Original by Peter Ker in the Australian Financial Review
Coking coal prices have soared to an 11-week high after Cyclone Debbie tore through the Queensland coalfields and analysts believe prices will continue rising for several weeks.
Spot markets for the bulk commodity rose 15 per cent on Tuesday morning from $US152.30 per tonne to $US175.70 per tonne with steelmakers scrambling to buy cargoes ahead of an expected shortage.
Queensland produces more than 50 per cent of the world’s seaborne coking coal and the railway that carries more than 50 per cent of Queensland’s coal exports, the Goonyella line, will be out of action for about five weeks.
Three other railways that carry Queensland coal are also out of action at the moment, but should be repaired faster than the Goonyella line.
Miners such as BHP Billiton, Rio Tinto, Anglo American, Glencore, Stanmore Coal, Yancoal, Peabody Energy and Wesfarmers are likely to have at least a portion of their exports interrupted.
Many of those miners have already issued a “force majeure” notice, which legally absolves them from meeting their supply contracts, while others are expected to follow soon.
UBS analyst Lachlan Shaw said Tuesday’s 15 per cent price rise was unlikely to be the last.
“A spot price jump in excess of $US100 per tonne or more is entirely possible from this shock,” he said in a note to clients.
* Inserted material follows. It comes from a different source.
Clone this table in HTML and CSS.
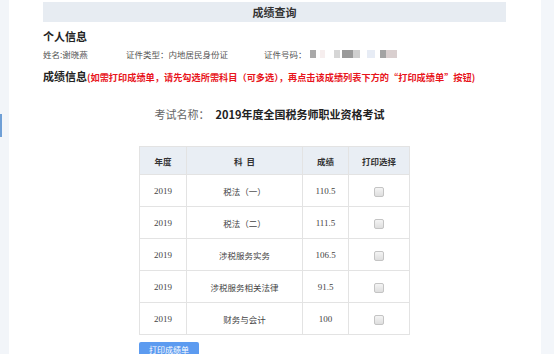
FILE: index.html
```html
<!DOCTYPE html>
<html lang="zh">
<head>
<meta charset="utf-8">
<link rel="stylesheet" href="styles.css">
</head>
<body>
<div class="page">
  <div class="side-left"><span class="marker"></span></div>
  <div class="main">
    <div class="head-bar">成绩查询</div>
    <div class="sec-title personal">个人信息</div>
    <div class="info-row">
      <span class="f-name">姓名:谢晓燕</span>
      <span class="f-type">证件类型：内地居民身份证</span>
      <span class="f-id">证件号码：</span>
      <span class="mask">
        <i class="b1"></i><i class="b2"></i><i class="b3"></i><i class="b4"></i><i class="b5"></i><i class="b6"></i><i class="b7"></i><i class="b8"></i>
      </span>
    </div>
    <div class="sec-title score-title">成绩信息<span class="note">(如需打印成绩单，请先勾选所需科目（可多选），再点击该成绩列表下方的“打印成绩单”按钮)</span></div>
    <div class="exam-name"><span class="label">考试名称：</span><span class="value">2019年度全国税务师职业资格考试</span></div>
    <div class="table-wrap">
      <table class="scores">
        <colgroup><col class="c1"><col class="c2"><col class="c3"><col class="c4"></colgroup>
        <thead>
          <tr><th>年度</th><th>科&nbsp;&nbsp;目</th><th>成绩</th><th>打印选择</th></tr>
        </thead>
        <tbody>
          <tr><td class="num">2019</td><td>税法（一）</td><td class="num">110.5</td><td><span class="chk"></span></td></tr>
          <tr><td class="num">2019</td><td>税法（二）</td><td class="num">111.5</td><td><span class="chk"></span></td></tr>
          <tr><td class="num">2019</td><td>涉税服务实务</td><td class="num">106.5</td><td><span class="chk"></span></td></tr>
          <tr><td class="num">2019</td><td>涉税服务相关法律</td><td class="num">91.5</td><td><span class="chk"></span></td></tr>
          <tr><td class="num">2019</td><td>财务与会计</td><td class="num">100</td><td><span class="chk"></span></td></tr>
        </tbody>
      </table>
      <button class="print-btn">打印成绩单</button>
    </div>
  </div>
  <div class="side-right"></div>
</div>
</body>
</html>
```

FILE: styles.css
```css
html, body {
  margin: 0;
  padding: 0;
  background: #ffffff;
  font-family: "Noto Sans CJK SC", "Noto Sans", sans-serif;
  color: #333;
}
.page {
  display: flex;
  height: 354px;
  overflow: hidden;
}
.side-left {
  width: 9px;
  background: #f2f5f9;
  position: relative;
  flex: none;
}
.marker {
  position: absolute;
  left: 0;
  top: 114px;
  width: 2px;
  height: 23px;
  background: #6f9fd6;
}
.side-right {
  width: 13px;
  background: #f3f6fa;
  flex: none;
}
.main {
  flex: 1;
  display: flex;
  flex-direction: column;
  padding-left: 34px;
}
.head-bar {
  margin-top: 2px;
  width: 463px;
  height: 20px;
  background: #e7ecf2;
  font-size: 11px;
  font-weight: bold;
  color: #333;
  text-align: center;
  line-height: 20px;
}
.sec-title {
  font-size: 11px;
  font-weight: bold;
  color: #222;
  line-height: 14px;
}
.personal {
  margin-top: 7px;
}
.info-row {
  margin-top: 5px;
  display: flex;
  align-items: center;
  font-size: 8.5px;
  color: #555;
  line-height: 12px;
  height: 12px;
}
.f-name { width: 83px; }
.f-type { width: 138px; }
.f-id { width: 46px; }
.mask {
  display: flex;
  height: 8px;
  align-items: stretch;
}
.mask i { display: block; }
.mask .b1 { width: 6px; background: #a9a9a9; margin-right: 4px; }
.mask .b2 { width: 5px; background: #f6eeee; margin-right: 9px; }
.mask .b3 { width: 6px; background: #d6d6d6; margin-right: 2px; }
.mask .b4 { width: 11px; background: #9a9a9a; }
.mask .b5 { width: 7px; background: #cfcfcf; margin-right: 7px; }
.mask .b6 { width: 8px; background: #e7ecf5; margin-right: 5px; }
.mask .b7 { width: 6px; background: #a3a3a3; }
.mask .b8 { width: 11px; background: #d9cfcf; }
.score-title {
  margin-top: 9px;
}
.note {
  font-size: 9.2px;
  color: #e8141b;
  font-weight: bold;
}
.exam-name {
  margin-top: 22px;
  width: 463px;
  text-align: center;
  padding-right: 10px;
  box-sizing: border-box;
  line-height: 16px;
  font-size: 11px;
}
.exam-name .label {
  color: #666;
  margin-right: 6px;
}
.exam-name .value {
  font-weight: bold;
  color: #222;
}
.table-wrap {
  margin-top: 24px;
  margin-left: 96px;
  display: flex;
  flex-direction: column;
  align-items: flex-start;
}
.scores {
  border-collapse: collapse;
  width: 270px;
  table-layout: fixed;
  font-size: 8.5px;
  color: #444;
}
.scores col.c1 { width: 47px; }
.scores col.c2 { width: 116px; }
.scores col.c3 { width: 46px; }
.scores col.c4 { width: 61px; }
.scores th, .scores td {
  border: 1px solid #e3e3e3;
  text-align: center;
  padding: 0;
}
.scores th {
  background: #e9eef4;
  height: 27px;
  font-weight: bold;
  font-size: 8.5px;
  color: #333;
}
.scores td {
  height: 31px;
}
.scores td.num {
  font-family: "Liberation Serif", "DejaVu Serif", serif;
  font-size: 9px;
}
.chk {
  display: inline-block;
  width: 8px;
  height: 8px;
  border: 1px solid #c4c4c4;
  border-radius: 2px;
  background: linear-gradient(#f4f4f4, #dedede);
  vertical-align: middle;
}
.print-btn {
  margin-top: 7px;
  width: 60px;
  height: 16px;
  border: none;
  border-radius: 2px;
  background: #5c9bf0;
  color: #fff;
  font-family: "Noto Sans CJK SC", sans-serif;
  font-size: 8px;
  padding: 0;
  line-height: 16px;
}
```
Wood Mackenzie analysts speculated that coking coal prices could surge to levels not seen since 2011, when flooding in Queensland caused by Cyclone Yasi sent the price to $US330 per tonne.
“We expect a significant price impact. Price increases to value-in-use levels seen last year and in 2011 are not beyond the realms of possibility,” the analysts said in a note.
The timing of the price rally is particularly inconvenient for coking coal consumers in Korea and Japan, who had until last week seemed likely to win a big reduction in the quarterly contract price for coking coal.
Negotiations for the June quarter price were well advanced and a price settlement between $US150 per tonne and $US160 per tonne appeared likely, suggesting a significant reduction from the $US285 per tonne contract price that has been in force during the three months to March 31.
Credit Suisse predicted the June quarter contract price would now be likely to settle closer to $US180 per tonne in light of the supply disruption.
Indian coal consumers could be among the worst affected by the shortage, with Platts reporting that many Indian buyers had allowed coal stocks to decline in anticipation that the quarterly contract prices would be set lower for the June quarter.
UBS believes the biggest winners from the disruption and the associated price rally will be miners with coking coal assets in other jurisdictions, like South32 and Whitehaven which mine in New South Wales.
Canadian miner Teck is also expected to benefit, along with US miner Peabody Energy, which coincidentally emerged from Chapter 11 bankruptcy on Tuesday.